Die Zahl der Impfdurchbrüche an sich ist nicht aussagekräftig
Dieser Aufwand, der bei den Zulassungsstudien betrieben wird, zeigt, dass man Beobachtungen »im Feld«, also nach der Zulassung und Verimpfung des Wirkstoffes, mit mehr Vorsicht interpretieren muss. Zuerst muss man überlegen, welche Größe genau man sich ansieht. In den Medien wird oft der Anteil an Geimpften unter den Erkrankten genannt, welches für sich alleine eine sehr missverständliche Kennzahl ist. Als Beispiel: Sind in einer Population 100 Prozent der Menschen vollständig geimpft, so ist der Anteil unter den Infizierten ebenfalls 100 Prozent – unabhängig davon, ob die Impfeffektivität 0 oder 90 Prozent beträgt. Somit lässt sich aus diesem Anteil allein in keiner Weise ableiten, wie hoch die Impfeffektivität oder das individuelle Risiko eines Geimpften ist, sich mit SARS-CoV-2 zu infizieren.

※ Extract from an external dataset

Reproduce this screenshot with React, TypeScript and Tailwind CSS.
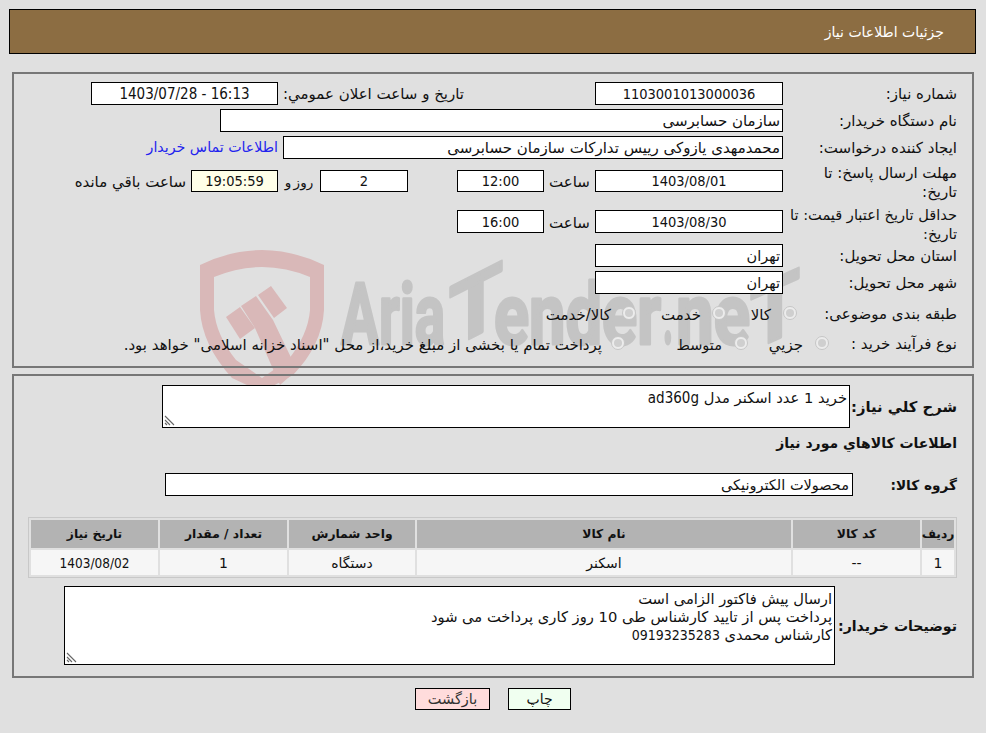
import React from 'react';

const Num = ({ className = 'text-[14.5px]', children }: { className?: string; children: React.ReactNode }) => (
  <span dir="ltr" className={`font-['DejaVu_Sans_Condensed','DejaVu_Sans',sans-serif] ${className}`}>{children}</span>
);

const Box = ({ className = '', children }: { className?: string; children?: React.ReactNode }) => (
  <div className={`border border-black bg-white flex items-center shrink-0 whitespace-nowrap ${className}`}>{children}</div>
);

const Radio = () => (
  <span className="w-[14px] h-[14px] mt-[1px] shrink-0 rounded-full border border-[#c6c6c6] bg-[#ececec] flex items-center justify-center">
    <span className="w-[8px] h-[8px] rounded-full bg-[#cfcfcf]" />
  </span>
);

const ResizeGrip = () => (
  <svg className="absolute left-[1px] bottom-[1px]" width="11" height="11" viewBox="0 0 11 11">
    <path d="M1 1 L10 10 M1 5 L6 10 M1 8 L3 10" stroke="#666" strokeWidth="1.1" />
  </svg>
);

export default function App() {
  return (
    <div dir="rtl" className="relative w-[986px] h-[733px] overflow-hidden bg-[#e0e0e0] text-[#111] font-['DejaVu_Sans',sans-serif] text-[15px] leading-[18px]">
      {/* Watermark sits under the panels, the white boxes cover it */}
      <div dir="ltr" className="absolute left-0 top-0">
        <svg width="986" height="733" viewBox="0 0 986 733">
          <g fill="#d9b8b8">
            <path fillRule="evenodd" d="M200 265 Q262 235 324 265 L324 310 Q322 345 293 375 L262 392 L232 378 Q202 345 200 310 Z M214 277 Q262 257 310 277 L310 310 Q308 335 288 360 L262 378 L236 360 Q216 335 214 310 Z" />
            <path d="M226 317 L240 307 L255 328 L240 339 Z" />
            <path d="M241 306 L256 296 L273 320 L297 370 L280 385 L255 328 Z" />
            <path d="M258 295 L271 286 L287 308 L274 318 Z" />
          </g>
          <g fill="#c4c4c4" stroke="#c4c4c4" strokeWidth="3" strokeLinejoin="round" fontFamily="Roboto, sans-serif" fontWeight="700" fontSize="86">
            <text x="341" y="344" textLength="104" lengthAdjust="spacingAndGlyphs">Aria</text>
            <text x="0" y="0" textLength="54" lengthAdjust="spacingAndGlyphs" transform="translate(449 349) skewY(-27)">T</text>
            <text x="494" y="344" textLength="167" lengthAdjust="spacingAndGlyphs">ender</text>
            <text x="663" y="344" textLength="10" lengthAdjust="spacingAndGlyphs">.</text>
            <text x="676" y="344" textLength="74" lengthAdjust="spacingAndGlyphs">ne</text>
            <text x="0" y="0" textLength="50" lengthAdjust="spacingAndGlyphs" transform="translate(750 351) skewY(-24)">T</text>
          </g>
        </svg>
      </div>

      {/* Header */}
      <div className="relative mt-[9px] ml-[9px] mr-[10px] h-[45px] bg-[#8c6d42] border border-black flex items-center pr-[31px] text-white text-[14px]">
        جزئیات اطلاعات نیاز
      </div>

      {/* Top panel */}
      <div className="relative mt-[18px] ml-[12px] mr-[12px] h-[296px] border-2 border-[#777] pt-[8px] pr-[15px] flex flex-col">
        <div className="flex h-[27px] items-start">
          <div className="w-[174px] shrink-0 pt-[3px]">شماره نیاز:</div>
          <Box className="w-[188px] h-[23px] justify-center"><Num>1103001013000036</Num></Box>
          <div className="w-[317px] shrink-0 pt-[3px] pr-[131px] whitespace-nowrap">تاریخ و ساعت اعلان عمومي:</div>
          <Box className="w-[187px] h-[23px] justify-center"><Num className="text-[15px]">1403/07/28 - 16:13</Num></Box>
        </div>
        <div className="flex h-[27px] items-start">
          <div className="w-[174px] shrink-0 pt-[3px]">نام دستگاه خریدار:</div>
          <Box className="w-[563px] h-[23px] pr-[2px]">سازمان حسابرسی</Box>
        </div>
        <div className="flex h-[34px] items-start">
          <div className="w-[174px] shrink-0 pt-[3px]">ایجاد کننده درخواست:</div>
          <Box className="w-[500px] h-[23px] pr-[2px]">محمدمهدی یازوکی رییس تدارکات سازمان حسابرسی</Box>
          <span className="mr-[5px] mt-[2px] text-[#2222ee] text-[14.2px] whitespace-nowrap">اطلاعات تماس خریدار</span>
        </div>
        <div className="flex h-[40px] items-start">
          <div className="w-[174px] shrink-0 -mt-[6px] leading-[19px] whitespace-nowrap">مهلت ارسال پاسخ: تا<br />تاریخ:</div>
          <Box className="w-[188px] h-[22px] justify-center"><Num>1403/08/01</Num></Box>
          <span className="w-[51px] shrink-0 text-center mt-[3px]">ساعت</span>
          <Box className="w-[87px] h-[22px] justify-center"><Num>12:00</Num></Box>
          <span className="w-[49px] shrink-0" />
          <Box className="w-[88px] h-[22px] justify-center"><Num>2</Num></Box>
          <span className="w-[42px] shrink-0 text-center mt-[3px] text-[13.5px] [word-spacing:-2px]">روز و</span>
          <Box className="w-[87px] h-[22px] justify-center !bg-[#ffffe8]"><Num>19:05:59</Num></Box>
          <span className="mr-[5px] mt-[3px] whitespace-nowrap">ساعت باقي مانده</span>
        </div>
        <div className="flex h-[34px] items-start">
          <div className="w-[174px] shrink-0 -mt-[5px] leading-[19px] whitespace-nowrap text-[14.6px]">حداقل تاریخ اعتبار قیمت: تا<br />تاریخ:</div>
          <Box className="w-[188px] h-[23px] justify-center"><Num>1403/08/30</Num></Box>
          <span className="w-[51px] shrink-0 text-center mt-[4px]">ساعت</span>
          <Box className="w-[87px] h-[23px] justify-center"><Num>16:00</Num></Box>
        </div>
        <div className="flex h-[27px] items-start">
          <div className="w-[174px] shrink-0 pt-[3px]">استان محل تحویل:</div>
          <Box className="w-[188px] h-[23px] pr-[2px] text-[14.5px]">تهران</Box>
        </div>
        <div className="flex h-[34px] items-start">
          <div className="w-[174px] shrink-0 pt-[3px]">شهر محل تحویل:</div>
          <Box className="w-[188px] h-[23px] pr-[2px] text-[14.5px]">تهران</Box>
        </div>
        <div className="flex h-[30px] items-start">
          <div className="w-[160px] shrink-0">طبقه بندی موضوعی:</div>
          <Radio />
          <span className="mr-[12px] w-[45px] shrink-0 mt-[1px]">کالا</span>
          <Radio />
          <span className="mr-[11px] w-[65px] shrink-0 mt-[1px]">خدمت</span>
          <Radio />
          <span className="mr-[11px] mt-[1px] whitespace-nowrap">کالا/خدمت</span>
        </div>
        <div className="flex items-start">
          <div className="w-[128px] shrink-0">نوع فرآیند خرید :</div>
          <Radio />
          <span className="mr-[12px] w-[55px] shrink-0 mt-[1px]">جزیي</span>
          <Radio />
          <span className="mr-[12px] w-[97px] shrink-0 mt-[1px] text-[14.5px]">متوسط</span>
          <Radio />
          <span className="mr-[9px] mt-[1px] whitespace-nowrap">پرداخت تمام یا بخشی از مبلغ خرید،از محل "اسناد خزانه اسلامی" خواهد بود.</span>
        </div>
      </div>

      {/* Bottom panel */}
      <div className="relative mt-[6px] ml-[12px] mr-[12px] h-[304px] border-2 border-[#777] pt-[9px] pr-[15px]">
        <div className="flex h-[43px] items-center">
          <div className="w-[107px] shrink-0 font-bold text-[14.8px] mt-[1px]">شرح کلي نیاز:</div>
          <div className="relative w-[688px] h-[43px] shrink-0 border border-black bg-white pr-[2px] pt-[3px] text-[14.7px]">
            خرید 1 عدد اسکنر مدل <Num className="text-[15px]">ad360g</Num>
            <ResizeGrip />
          </div>
        </div>
        <div className="h-[45px] pt-[6px] font-bold text-[14px]">اطلاعات کالاهاي مورد نیاز</div>
        <div className="flex h-[23px] items-center">
          <div className="w-[104px] shrink-0 font-bold text-[13.7px]">گروه کالا:</div>
          <Box className="w-[688px] h-[23px] pr-[3px] text-[14.5px]">محصولات الکترونیکی</Box>
        </div>
        <div className="mt-[21px] border border-[#c8c8c8] p-[2px] w-[929px]">
          <div className="grid grid-cols-[32px_127px_374px_126px_127px_127px] gap-[2px] text-center">
            {['ردیف', 'کد کالا', 'نام کالا', 'واحد شمارش', 'تعداد / مقدار', 'تاریخ نیاز'].map((h) => (
              <div key={h} className="h-[28px] bg-[#b3b3b3] font-bold flex items-center justify-center text-[12.3px] whitespace-nowrap">{h}</div>
            ))}
            {['1', '--', 'اسکنر', 'دستگاه', '1'].map((c, i) => (
              <div key={i} className="h-[25px] bg-[#f6f6f6] flex items-center justify-center text-[14px]">{c}</div>
            ))}
            <div className="h-[25px] bg-[#f6f6f6] flex items-center justify-center"><Num className="text-[13.5px]">1403/08/02</Num></div>
          </div>
        </div>
        <div className="flex mt-[8px] h-[79px] items-center">
          <div className="w-[122px] shrink-0 font-bold text-[14.1px] whitespace-nowrap">توضیحات خریدار:</div>
          <div className="relative w-[771px] h-[79px] shrink-0 border border-black bg-white pr-[2px] pt-[3px] text-[14.7px]">
            ارسال پیش فاکتور الزامی است
            <br />
            پرداخت پس از تایید کارشناس طی 10 روز کاری پرداخت می شود
            <br />
            کارشناس محمدی <Num className="text-[14px]">09193235283</Num>
            <ResizeGrip />
          </div>
        </div>
      </div>

      {/* Buttons */}
      <div className="relative flex mt-[10px] mr-[415px] gap-[18px]">
        <div className="w-[63px] h-[22px] border border-black bg-[#f0fff0] flex items-center justify-center text-[14px]">چاپ</div>
        <div className="w-[75px] h-[22px] border border-black bg-[#ffdcdc] flex items-center justify-center text-[14.5px] text-[#333]">بازگشت</div>
      </div>
    </div>
  );
}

Für diese beiden Größen, welche für die meisten Rezipient:innen deutlich interessanter sein dürften, benötigt man etwas mehr an Wissen. Nehmen wir aus didaktischen Gründen kurz an, dass sich Geimpfte und Ungeimpfte ähnlich verhalten und die Gruppen ähnlich zusammengesetzt sind – hinsichtlich Alter, Vorerkrankungen und anderen möglicherweise relevanten Faktoren. Dann ließe sich die Impfeffektivität wieder relativ leicht bestimmen: Man vergleicht analog zu den Zulassungsstudien den Anteil der Infizierten unter den Geimpften mit dem Anteil der Infizierten unter den Ungeimpften. Auch das individuelle Infektionsrisiko eines Geimpften lässt sich nun mit zusätzlichem Wissen grob und vereinfacht abschätzen, indem man den Satz von Bayes bemüht:
R = (AGeimpft und infiziert * Ainfiziert) / AGeimpft
Dabei ist AGeimpft und Infiziert der Anteil der Geimpften unter den Infizierten; AInfiziert der Anteil der Infizierten in der Gesamtpopulation, also die Prävalenz; und AGeimpft der Anteil der Geimpften in der Gesamtpopulation.